Retype all of the listing exactly, passing over any picture you find.

╭─ Given data

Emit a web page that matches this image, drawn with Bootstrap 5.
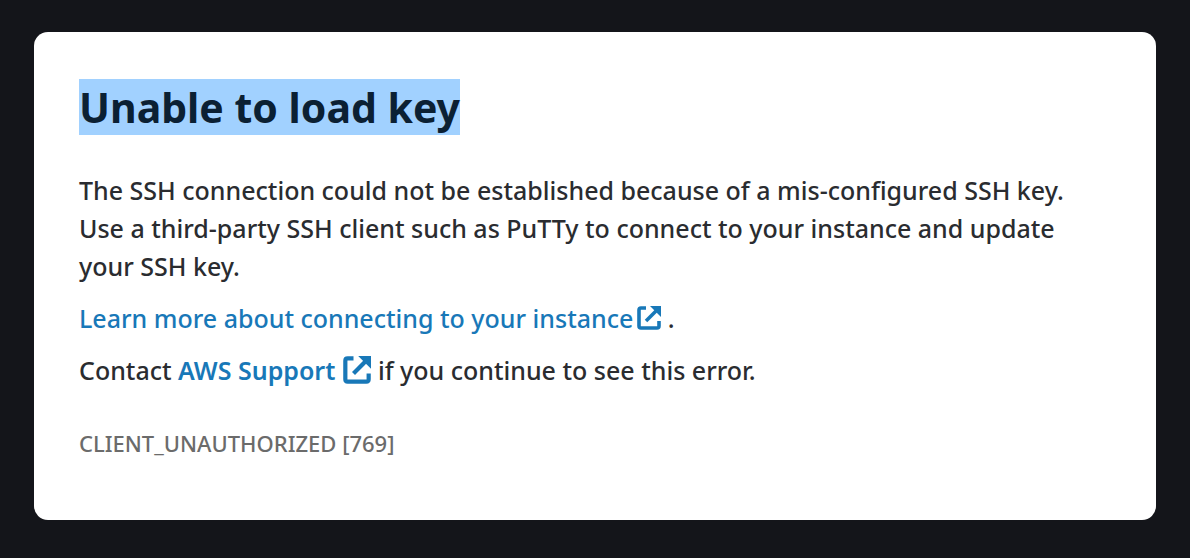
<!DOCTYPE html>
<html lang="en">
<head>
<meta charset="utf-8">
<meta name="viewport" content="width=device-width, initial-scale=1">
<title>Unable to load key</title>
<link rel="stylesheet" href="https://cdn.jsdelivr.net/npm/bootstrap@5.3.0/dist/css/bootstrap.min.css">
<style>
body{background:#14151a;color:#2a2c30;font-family:"Noto Sans","Open Sans",sans-serif;font-size:25px;line-height:38px;font-weight:500}
.error-page{padding:32px 34px 38px}
.error-card{border:0;border-radius:14px;padding:47px 45px 61px;background:#fff;color:inherit}
.error-title{font-size:41px;line-height:56px;font-weight:700;color:#0b2033;margin-bottom:36px}
.error-title mark{background:#a1d1ff;color:inherit;padding:0;display:inline-block}
.error-card p{margin-bottom:14px}
.error-card a{color:#1878b8;text-decoration:none}
.external{width:24px;height:24px;vertical-align:-2px}
.external-lg{width:28px;height:28px;vertical-align:-4px}
.error-card .error-code{font-size:22px;line-height:32px;color:#6b6b6b;margin:24px 0 0}
</style>
</head>
<body>
<svg class="d-none" aria-hidden="true">
<symbol id="external-icon" viewBox="0 0 24 24">
<path d="M9 2H4Q2 2 2 4V20Q2 22 4 22H20Q22 22 22 20V15" fill="none" stroke="currentColor" stroke-width="3.6"/>
<path d="M9 15L19 5" fill="none" stroke="currentColor" stroke-width="3.6"/>
<path d="M13 0H24V11Z" fill="currentColor"/>
</symbol>
</svg>
<main class="container-fluid error-page">
<section class="card error-card">
<h1 class="error-title"><mark>Unable to load key</mark></h1>
<p>The SSH connection could not be established because of a mis-configured SSH key. Use a third-party SSH client such as PuTTy to connect to your instance and update your SSH key.</p>
<p><a href="#">Learn more about connecting to your instance<svg class="external ms-1" aria-hidden="true"><use href="#external-icon"/></svg></a> .</p>
<p>Contact <a href="#"><span class="fw-semibold">AWS Support</span><svg class="external-lg ms-2" aria-hidden="true"><use href="#external-icon"/></svg></a> if you continue to see this error.</p>
<p class="error-code">CLIENT_UNAUTHORIZED [769]</p>
</section>
</main>
<script src="https://cdn.jsdelivr.net/npm/bootstrap@5.3.0/dist/js/bootstrap.bundle.min.js"></script>
</body>
</html>
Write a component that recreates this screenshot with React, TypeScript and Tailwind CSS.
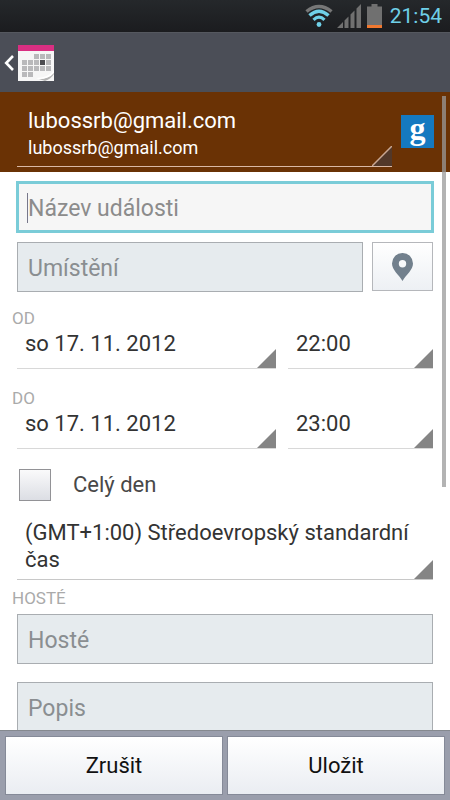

╰─

## Task result
Emit a web page that matches this image, drawn with Bootstrap 5.
<!DOCTYPE html>
<html lang="en">
<head>
<meta charset="utf-8">
<meta name="viewport" content="width=device-width, initial-scale=1">
<title>Unable to load key</title>
<link rel="stylesheet" href="https://cdn.jsdelivr.net/npm/bootstrap@5.3.0/dist/css/bootstrap.min.css">
<style>
body{background:#14151a;color:#2a2c30;font-family:"Noto Sans","Open Sans",sans-serif;font-size:25px;line-height:38px;font-weight:500}
.error-page{padding:32px 34px 38px}
.error-card{border:0;border-radius:14px;padding:47px 45px 61px;background:#fff;color:inherit}
.error-title{font-size:41px;line-height:56px;font-weight:700;color:#0b2033;margin-bottom:36px}
.error-title mark{background:#a1d1ff;color:inherit;padding:0;display:inline-block}
.error-card p{margin-bottom:14px}
.error-card a{color:#1878b8;text-decoration:none}
.external{width:24px;height:24px;vertical-align:-2px}
.external-lg{width:28px;height:28px;vertical-align:-4px}
.error-card .error-code{font-size:22px;line-height:32px;color:#6b6b6b;margin:24px 0 0}
</style>
</head>
<body>
<svg class="d-none" aria-hidden="true">
<symbol id="external-icon" viewBox="0 0 24 24">
<path d="M9 2H4Q2 2 2 4V20Q2 22 4 22H20Q22 22 22 20V15" fill="none" stroke="currentColor" stroke-width="3.6"/>
<path d="M9 15L19 5" fill="none" stroke="currentColor" stroke-width="3.6"/>
<path d="M13 0H24V11Z" fill="currentColor"/>
</symbol>
</svg>
<main class="container-fluid error-page">
<section class="card error-card">
<h1 class="error-title"><mark>Unable to load key</mark></h1>
<p>The SSH connection could not be established because of a mis-configured SSH key. Use a third-party SSH client such as PuTTy to connect to your instance and update your SSH key.</p>
<p><a href="#">Learn more about connecting to your instance<svg class="external ms-1" aria-hidden="true"><use href="#external-icon"/></svg></a> .</p>
<p>Contact <a href="#"><span class="fw-semibold">AWS Support</span><svg class="external-lg ms-2" aria-hidden="true"><use href="#external-icon"/></svg></a> if you continue to see this error.</p>
<p class="error-code">CLIENT_UNAUTHORIZED [769]</p>
</section>
</main>
<script src="https://cdn.jsdelivr.net/npm/bootstrap@5.3.0/dist/js/bootstrap.bundle.min.js"></script>
</body>
</html>
Write a component that recreates this screenshot with React, TypeScript and Tailwind CSS.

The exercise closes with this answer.